- [Work instructions]: Write out all the lines again, precisely as they stand, but without the images.

- [Data]:
-- Begin --

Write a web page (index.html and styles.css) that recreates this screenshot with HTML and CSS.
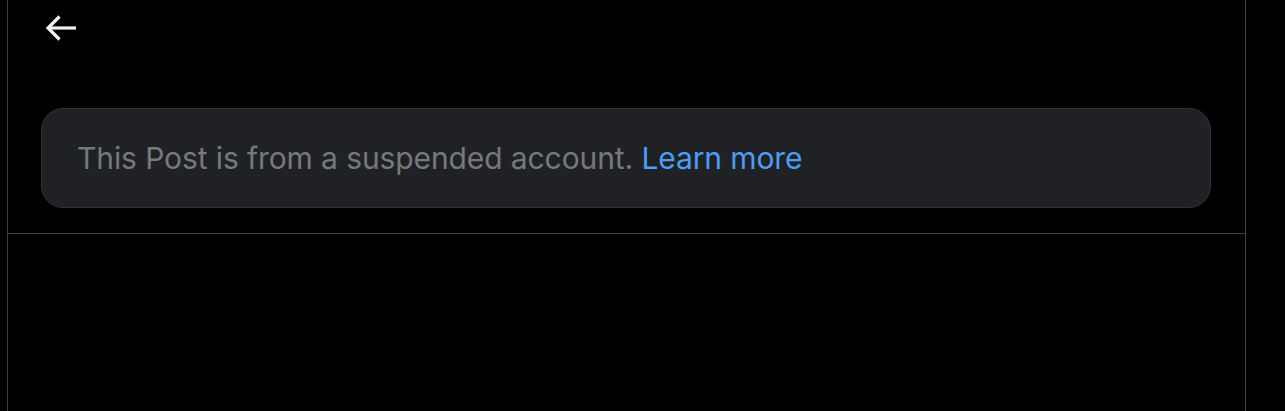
FILE: index.html
```html
<!DOCTYPE html>
<html>
<head>
<meta charset="utf-8">
<link rel="stylesheet" href="styles.css">
</head>
<body>
<main class="column">
  <header class="topbar">
    <button class="back" aria-label="Back">
      <svg width="32" height="28" viewBox="0 0 32 28" fill="none" stroke="#eff1f2" stroke-width="3.2" stroke-linecap="butt" stroke-linejoin="miter">
        <path d="M3 14H31"/>
        <path d="M14.5 2.5L3 14L14.5 25.5"/>
      </svg>
    </button>
  </header>
  <section class="notice-wrap">
    <div class="notice">
      <span class="notice-text">This Post is from a suspended account. <a class="link" href="#">Learn more</a></span>
    </div>
  </section>
  <div class="rest"></div>
</main>
</body>
</html>
```

FILE: styles.css
```css
html, body {
  margin: 0;
  padding: 0;
  background: #000;
  height: 100%;
}
body {
  font-family: Inter, "Noto Sans", "Liberation Sans", sans-serif;
}
.column {
  margin-left: 7px;
  width: 1237px;
  min-height: 411px;
  border-left: 1px solid #3e4144;
  border-right: 1px solid #3e4144;
  display: flex;
  flex-direction: column;
}
.topbar {
  height: 55px;
  display: flex;
  align-items: center;
  padding-left: 37px;
}
.back {
  background: none;
  border: 0;
  padding: 0;
  display: flex;
  cursor: pointer;
}
.notice-wrap {
  padding: 53px 34px 25px 33px;
  border-bottom: 1px solid #3e4144;
}
.notice {
  box-sizing: border-box;
  height: 100px;
  border: 1px solid #303336;
  border-radius: 22px;
  background: #202124;
  display: flex;
  align-items: center;
  padding-left: 35px;
}
.notice-text {
  font-size: 30px;
  color: #75797e;
  letter-spacing: -0.1px;
}
.link {
  color: #4a9ef5;
  text-decoration: none;
}
.rest {
  flex: 1;
}
```
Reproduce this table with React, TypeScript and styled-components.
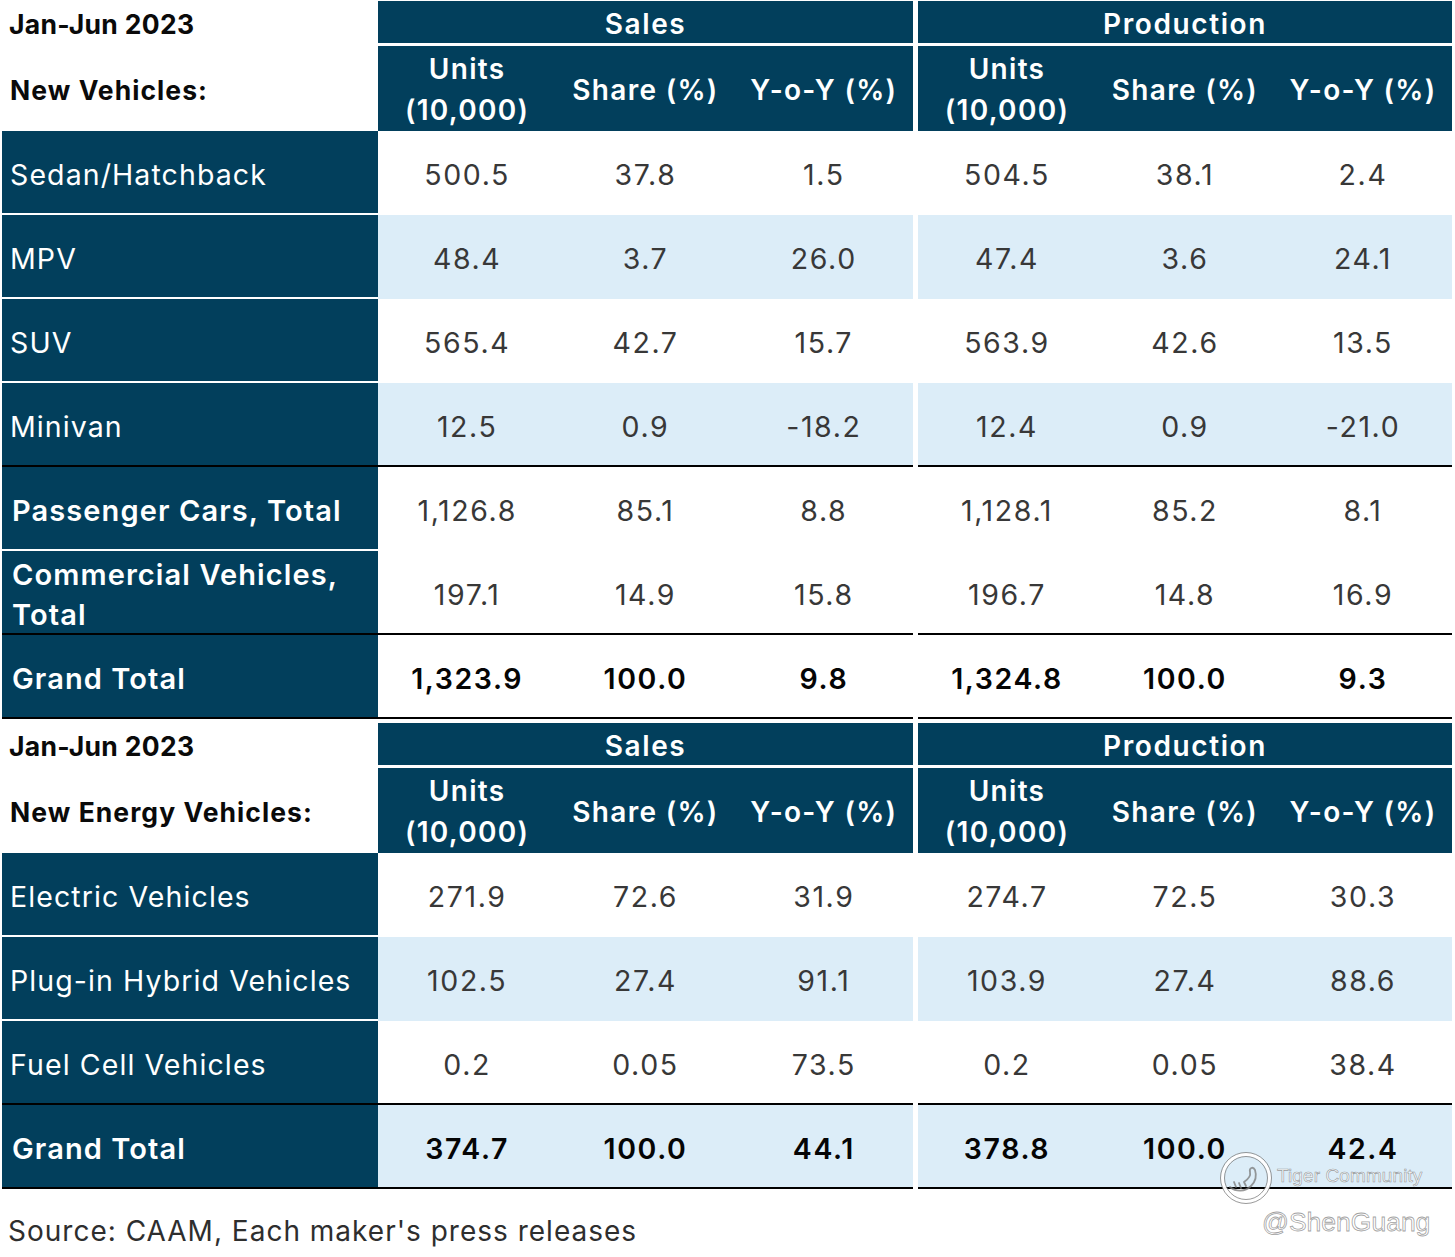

-- End --

- [Finished exercise]:
Write a web page (index.html and styles.css) that recreates this screenshot with HTML and CSS.
FILE: index.html
```html
<!DOCTYPE html>
<html>
<head>
<meta charset="utf-8">
<link rel="stylesheet" href="styles.css">
</head>
<body>
<main class="column">
  <header class="topbar">
    <button class="back" aria-label="Back">
      <svg width="32" height="28" viewBox="0 0 32 28" fill="none" stroke="#eff1f2" stroke-width="3.2" stroke-linecap="butt" stroke-linejoin="miter">
        <path d="M3 14H31"/>
        <path d="M14.5 2.5L3 14L14.5 25.5"/>
      </svg>
    </button>
  </header>
  <section class="notice-wrap">
    <div class="notice">
      <span class="notice-text">This Post is from a suspended account. <a class="link" href="#">Learn more</a></span>
    </div>
  </section>
  <div class="rest"></div>
</main>
</body>
</html>
```

FILE: styles.css
```css
html, body {
  margin: 0;
  padding: 0;
  background: #000;
  height: 100%;
}
body {
  font-family: Inter, "Noto Sans", "Liberation Sans", sans-serif;
}
.column {
  margin-left: 7px;
  width: 1237px;
  min-height: 411px;
  border-left: 1px solid #3e4144;
  border-right: 1px solid #3e4144;
  display: flex;
  flex-direction: column;
}
.topbar {
  height: 55px;
  display: flex;
  align-items: center;
  padding-left: 37px;
}
.back {
  background: none;
  border: 0;
  padding: 0;
  display: flex;
  cursor: pointer;
}
.notice-wrap {
  padding: 53px 34px 25px 33px;
  border-bottom: 1px solid #3e4144;
}
.notice {
  box-sizing: border-box;
  height: 100px;
  border: 1px solid #303336;
  border-radius: 22px;
  background: #202124;
  display: flex;
  align-items: center;
  padding-left: 35px;
}
.notice-text {
  font-size: 30px;
  color: #75797e;
  letter-spacing: -0.1px;
}
.link {
  color: #4a9ef5;
  text-decoration: none;
}
.rest {
  flex: 1;
}
```
Reproduce this table with React, TypeScript and styled-components.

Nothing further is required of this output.